» **TASK INSTRUCTIONS**: Return the material exactly as supplied, apart from the pictures, which are omitted.

» **RAW DATA**:
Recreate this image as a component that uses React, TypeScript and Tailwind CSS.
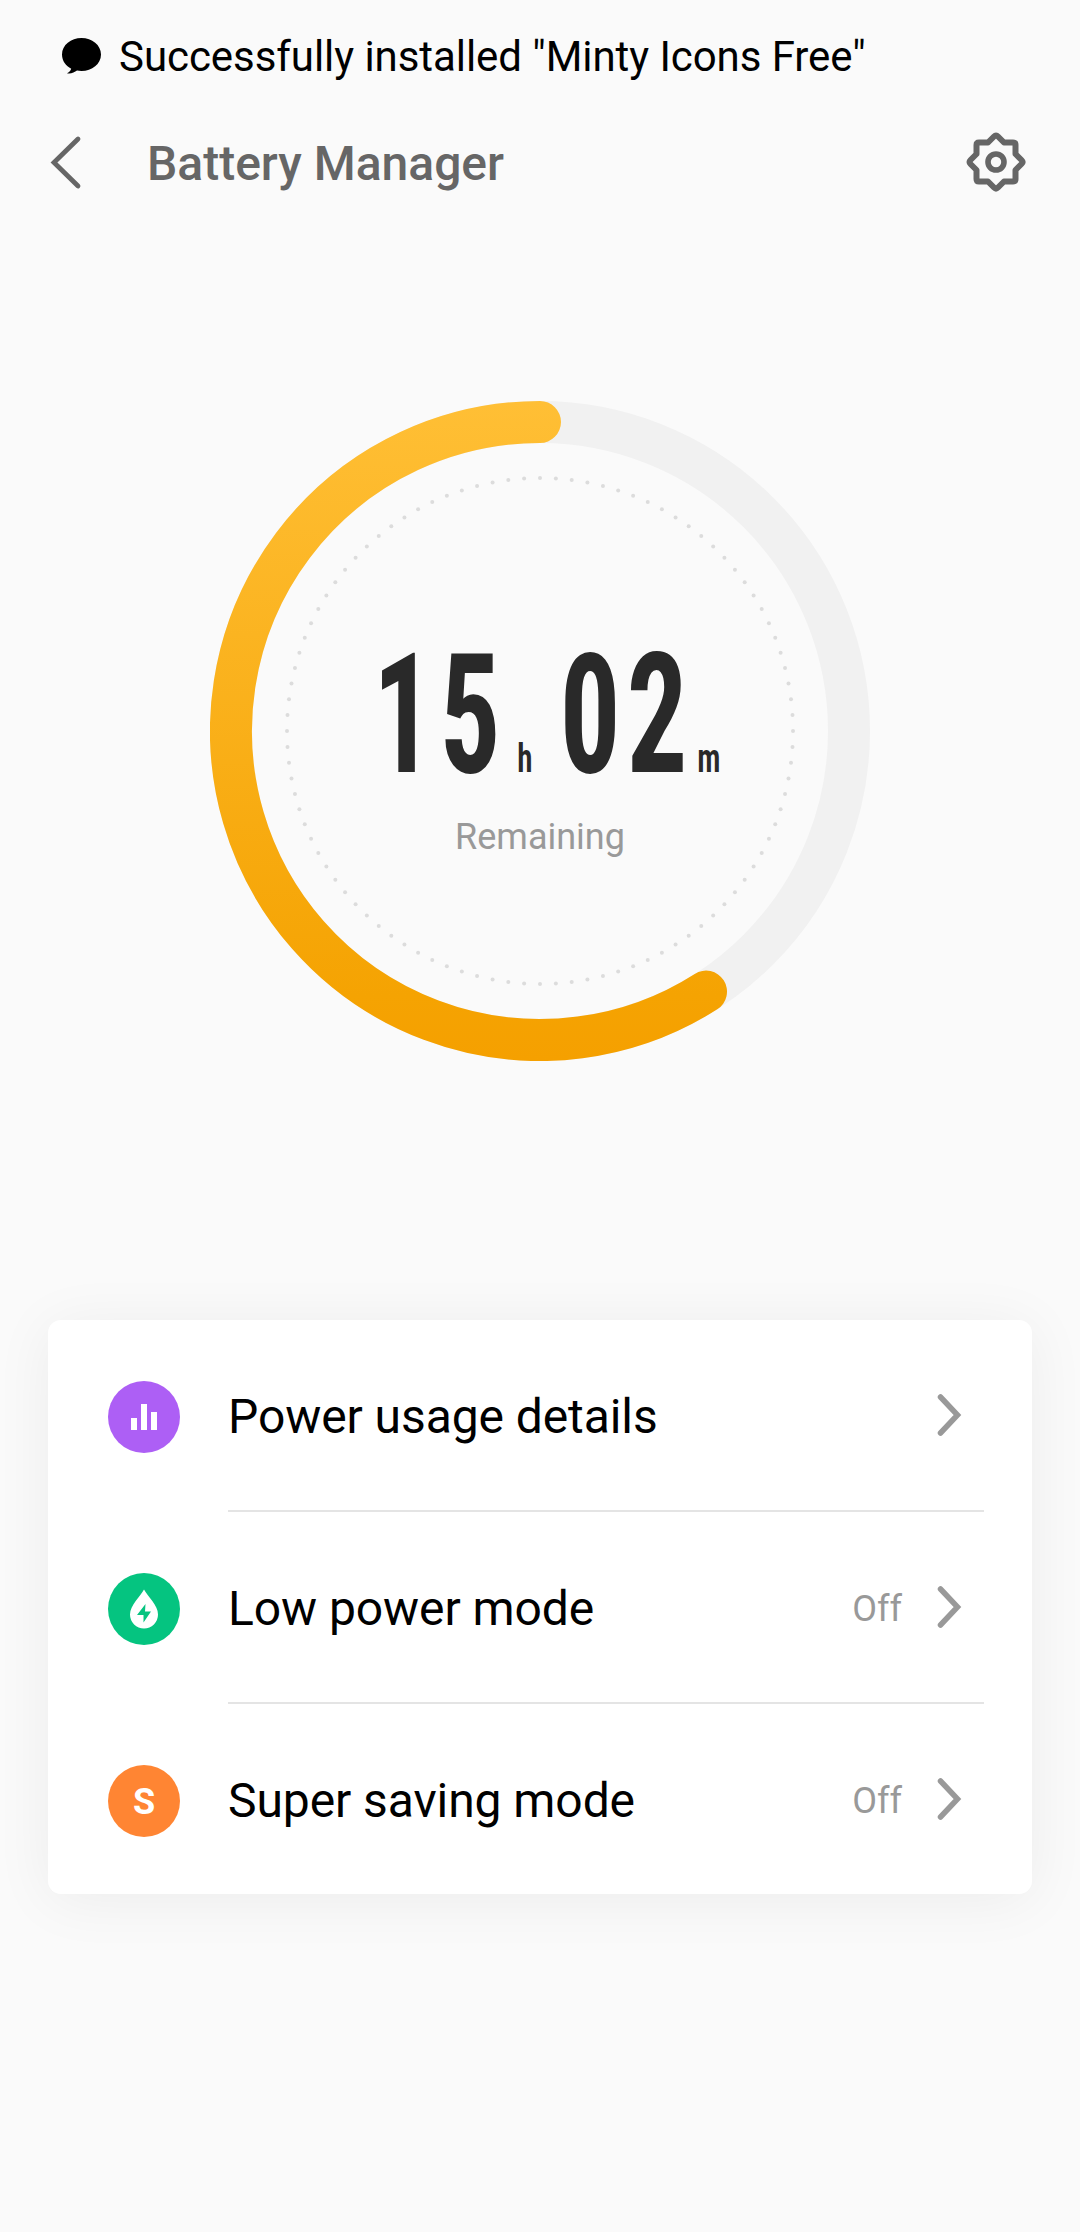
import type { ReactNode } from "react";

type Item = {
  id: string;
  label: string;
  value?: string;
  color: string;
  icon: ReactNode;
};

const ITEMS: Item[] = [
  {
    id: "usage",
    label: "Power usage details",
    color: "bg-[#ad5ff5]",
    icon: <BarsIcon />,
  },
  {
    id: "low",
    label: "Low power mode",
    value: "Off",
    color: "bg-[#05c480]",
    icon: <DropIcon />,
  },
  {
    id: "super",
    label: "Super saving mode",
    value: "Off",
    color: "bg-[#ff8533]",
    icon: <span className="pt-px text-[36px] leading-none font-bold text-white">S</span>,
  },
];

export default function App() {
  return (
    <div className="h-[2232px] w-[1080px] overflow-hidden bg-[#fafafa] font-['Roboto',sans-serif] text-black">
      {/* Status bar */}
      <div className="flex h-28 items-center gap-[18px] pl-[61px]">
        <svg width="40" height="38" viewBox="0 0 40 38">
          <path d="M20.500 1C31 1 40 8 40 17.500S31 34 20.500 34c-1.800 0-3.200-.1-4.500-.4C13.500 35.500 10 37 6 36.300c2-1 3.500-2.600 4.200-4.600C5 29 1 24 1 17.500 1 8 10 1 20.500 1Z" />
        </svg>
        <span className="pt-0.5 text-[42px] leading-none tracking-[-0.06px]">
          Successfully installed "Minty Icons Free"
        </span>
      </div>

      {/* Header */}
      <header className="flex h-[100px] items-center pr-[54px] pl-[48px] text-[#666]">
        <svg width="36" height="56" viewBox="0 0 36 56" fill="none" stroke="currentColor" strokeWidth="4.800" strokeLinecap="round">
          <path d="M30 5 6 28.500 30 52" />
        </svg>
        <h1 className="ml-[63px] flex-1 pt-[3px] text-[48px] leading-none font-medium">Battery Manager</h1>
        <GearIcon />
      </header>

      {/* Gauge */}
      <Gauge hours="15" minutes="02" />

      {/* Options */}
      <div className="mx-12 mt-[259px] rounded-[13px] bg-white shadow-[0_6px_60px_rgba(0,0,0,0.06)]">
        {ITEMS.map((item, i) => (
          <div key={item.id}>
            {i > 0 && <div className="mr-12 ml-[180px] h-0.5 bg-[#e4e4e4]" />}
            <Row item={item} />
          </div>
        ))}
      </div>
    </div>
  );
}

function Row({ item }: { item: Item }) {
  return (
    <div className="flex h-[190px] items-center pr-[68px] pl-[60px]">
      <div className={`mt-1 flex size-[72px] items-center justify-center rounded-full ${item.color}`}>
        {item.icon}
      </div>
      <span className="mt-1 ml-12 flex-1 text-[48px] leading-none tracking-[-0.08px]">{item.label}</span>
      {item.value && <span className="mt-1 mr-[32px] text-[36px] leading-none text-[#999]">{item.value}</span>}
      <svg width="30" height="48" viewBox="0 0 30 48" fill="none" stroke="#999" strokeWidth="5.500" strokeLinecap="round">
        <path d="M6.500 6 23.500 24 6.500 42" />
      </svg>
    </div>
  );
}

function Gauge({ hours, minutes }: { hours: string; minutes: string }) {
  const dots = Array.from({ length: 100 }, (_, i) => (i / 100) * 2 * Math.PI);

  return (
    <div className="relative mx-auto mt-[189px] size-[660px]">
      <svg className="size-full" viewBox="0 0 660 660" fill="none">
        <defs>
          <linearGradient id="charge" gradientUnits="userSpaceOnUse" x1="0" y1="0" x2="0" y2="660">
            <stop offset="0" stopColor="#ffbf35" />
            <stop offset="0.9" stopColor="#f5a302" />
            <stop offset="1" stopColor="#f5a000" />
          </linearGradient>
        </defs>
        <circle cx="330" cy="330" r="309" stroke="#f1f1f1" strokeWidth="42" />
        <path d="M330 21A309 309 0 1 0 496 590.600" stroke="url(#charge)" strokeWidth="42" strokeLinecap="round" />
        {dots.map((a) => (
          <circle key={a} cx={330 + 253 * Math.sin(a)} cy={330 - 253 * Math.cos(a)} r="2" fill="#dcdcdc" />
        ))}
      </svg>
      <div className="absolute inset-0 flex flex-col items-center pt-[252px]">
        <div className="ml-[17px] flex h-[119px] items-end text-[#292929]">
          <Digits value={hours} />
          <Unit label="h" className="w-[53px] pr-[11px]" />
          <Digits value={minutes} />
          <Unit label="m" className="w-[36px]" />
        </div>
        <span className="mt-[47px] text-[36px] leading-none text-[#999]">Remaining</span>
      </div>
    </div>
  );
}

function Digits({ value }: { value: string }) {
  return (
    <>
      {value.split("").map((d, i) => (
        <span key={i} className="flex w-[67px] justify-center">
          <span className="block scale-x-[0.72] text-[167px] leading-[114px] font-bold font-stretch-condensed">{d}</span>
        </span>
      ))}
    </>
  );
}

function Unit({ label, className }: { label: string; className: string }) {
  return (
    <span className={`flex justify-center ${className}`}>
      <span className="block scale-x-[0.78] text-[40px] leading-[27px] font-semibold font-stretch-condensed">
        {label}
      </span>
    </span>
  );
}

function GearIcon() {
  return (
    <svg width="60" height="60" viewBox="0 0 60 60" fill="none" stroke="currentColor" strokeWidth="6" strokeLinejoin="round">
      <path d="M28 4.500q2-2 4 0l6 6h9q2.500 0 2.500 2.500v9l6 6q2 2 0 4l-6 6v9q0 2.500-2.500 2.500h-9l-6 6q-2 2-4 0l-6-6h-9q-2.500 0-2.500-2.500v-9l-6-6q-2-2 0-4l6-6v-9q0-2.500 2.500-2.500h9Z" />
      <circle cx="30" cy="30" r="8" strokeWidth="5.600" />
    </svg>
  );
}

function BarsIcon() {
  return (
    <svg width="72" height="72" viewBox="0 0 72 72" fill="#fff">
      <path d="M23 37h6v12h-6zM33 23h6v26h-6zM43 31h6v18h-6z" />
    </svg>
  );
}

function DropIcon() {
  return (
    <svg width="72" height="72" viewBox="0 0 72 72">
      <path d="M36 16.500C40 24 50 32 50 41.500a14 14 0 0 1-28 0C22 32 32 24 36 16.500Z" fill="#fff" />
      <path d="M37.500 31 29 42h6.500V49.500L43 38.500h-6Z" fill="#05c480" />
    </svg>
  );
}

» **WRITTEN ANSWER**:
Recreate this image as a component that uses React, TypeScript and Tailwind CSS.
import type { ReactNode } from "react";

type Item = {
  id: string;
  label: string;
  value?: string;
  color: string;
  icon: ReactNode;
};

const ITEMS: Item[] = [
  {
    id: "usage",
    label: "Power usage details",
    color: "bg-[#ad5ff5]",
    icon: <BarsIcon />,
  },
  {
    id: "low",
    label: "Low power mode",
    value: "Off",
    color: "bg-[#05c480]",
    icon: <DropIcon />,
  },
  {
    id: "super",
    label: "Super saving mode",
    value: "Off",
    color: "bg-[#ff8533]",
    icon: <span className="pt-px text-[36px] leading-none font-bold text-white">S</span>,
  },
];

export default function App() {
  return (
    <div className="h-[2232px] w-[1080px] overflow-hidden bg-[#fafafa] font-['Roboto',sans-serif] text-black">
      {/* Status bar */}
      <div className="flex h-28 items-center gap-[18px] pl-[61px]">
        <svg width="40" height="38" viewBox="0 0 40 38">
          <path d="M20.500 1C31 1 40 8 40 17.500S31 34 20.500 34c-1.800 0-3.200-.1-4.500-.4C13.500 35.500 10 37 6 36.300c2-1 3.500-2.600 4.200-4.600C5 29 1 24 1 17.500 1 8 10 1 20.500 1Z" />
        </svg>
        <span className="pt-0.5 text-[42px] leading-none tracking-[-0.06px]">
          Successfully installed "Minty Icons Free"
        </span>
      </div>

      {/* Header */}
      <header className="flex h-[100px] items-center pr-[54px] pl-[48px] text-[#666]">
        <svg width="36" height="56" viewBox="0 0 36 56" fill="none" stroke="currentColor" strokeWidth="4.800" strokeLinecap="round">
          <path d="M30 5 6 28.500 30 52" />
        </svg>
        <h1 className="ml-[63px] flex-1 pt-[3px] text-[48px] leading-none font-medium">Battery Manager</h1>
        <GearIcon />
      </header>

      {/* Gauge */}
      <Gauge hours="15" minutes="02" />

      {/* Options */}
      <div className="mx-12 mt-[259px] rounded-[13px] bg-white shadow-[0_6px_60px_rgba(0,0,0,0.06)]">
        {ITEMS.map((item, i) => (
          <div key={item.id}>
            {i > 0 && <div className="mr-12 ml-[180px] h-0.5 bg-[#e4e4e4]" />}
            <Row item={item} />
          </div>
        ))}
      </div>
    </div>
  );
}

function Row({ item }: { item: Item }) {
  return (
    <div className="flex h-[190px] items-center pr-[68px] pl-[60px]">
      <div className={`mt-1 flex size-[72px] items-center justify-center rounded-full ${item.color}`}>
        {item.icon}
      </div>
      <span className="mt-1 ml-12 flex-1 text-[48px] leading-none tracking-[-0.08px]">{item.label}</span>
      {item.value && <span className="mt-1 mr-[32px] text-[36px] leading-none text-[#999]">{item.value}</span>}
      <svg width="30" height="48" viewBox="0 0 30 48" fill="none" stroke="#999" strokeWidth="5.500" strokeLinecap="round">
        <path d="M6.500 6 23.500 24 6.500 42" />
      </svg>
    </div>
  );
}

function Gauge({ hours, minutes }: { hours: string; minutes: string }) {
  const dots = Array.from({ length: 100 }, (_, i) => (i / 100) * 2 * Math.PI);

  return (
    <div className="relative mx-auto mt-[189px] size-[660px]">
      <svg className="size-full" viewBox="0 0 660 660" fill="none">
        <defs>
          <linearGradient id="charge" gradientUnits="userSpaceOnUse" x1="0" y1="0" x2="0" y2="660">
            <stop offset="0" stopColor="#ffbf35" />
            <stop offset="0.9" stopColor="#f5a302" />
            <stop offset="1" stopColor="#f5a000" />
          </linearGradient>
        </defs>
        <circle cx="330" cy="330" r="309" stroke="#f1f1f1" strokeWidth="42" />
        <path d="M330 21A309 309 0 1 0 496 590.600" stroke="url(#charge)" strokeWidth="42" strokeLinecap="round" />
        {dots.map((a) => (
          <circle key={a} cx={330 + 253 * Math.sin(a)} cy={330 - 253 * Math.cos(a)} r="2" fill="#dcdcdc" />
        ))}
      </svg>
      <div className="absolute inset-0 flex flex-col items-center pt-[252px]">
        <div className="ml-[17px] flex h-[119px] items-end text-[#292929]">
          <Digits value={hours} />
          <Unit label="h" className="w-[53px] pr-[11px]" />
          <Digits value={minutes} />
          <Unit label="m" className="w-[36px]" />
        </div>
        <span className="mt-[47px] text-[36px] leading-none text-[#999]">Remaining</span>
      </div>
    </div>
  );
}

function Digits({ value }: { value: string }) {
  return (
    <>
      {value.split("").map((d, i) => (
        <span key={i} className="flex w-[67px] justify-center">
          <span className="block scale-x-[0.72] text-[167px] leading-[114px] font-bold font-stretch-condensed">{d}</span>
        </span>
      ))}
    </>
  );
}

function Unit({ label, className }: { label: string; className: string }) {
  return (
    <span className={`flex justify-center ${className}`}>
      <span className="block scale-x-[0.78] text-[40px] leading-[27px] font-semibold font-stretch-condensed">
        {label}
      </span>
    </span>
  );
}

function GearIcon() {
  return (
    <svg width="60" height="60" viewBox="0 0 60 60" fill="none" stroke="currentColor" strokeWidth="6" strokeLinejoin="round">
      <path d="M28 4.500q2-2 4 0l6 6h9q2.500 0 2.500 2.500v9l6 6q2 2 0 4l-6 6v9q0 2.500-2.500 2.500h-9l-6 6q-2 2-4 0l-6-6h-9q-2.500 0-2.500-2.500v-9l-6-6q-2-2 0-4l6-6v-9q0-2.500 2.500-2.500h9Z" />
      <circle cx="30" cy="30" r="8" strokeWidth="5.600" />
    </svg>
  );
}

function BarsIcon() {
  return (
    <svg width="72" height="72" viewBox="0 0 72 72" fill="#fff">
      <path d="M23 37h6v12h-6zM33 23h6v26h-6zM43 31h6v18h-6z" />
    </svg>
  );
}

function DropIcon() {
  return (
    <svg width="72" height="72" viewBox="0 0 72 72">
      <path d="M36 16.500C40 24 50 32 50 41.500a14 14 0 0 1-28 0C22 32 32 24 36 16.500Z" fill="#fff" />
      <path d="M37.500 31 29 42h6.500V49.500L43 38.500h-6Z" fill="#05c480" />
    </svg>
  );
}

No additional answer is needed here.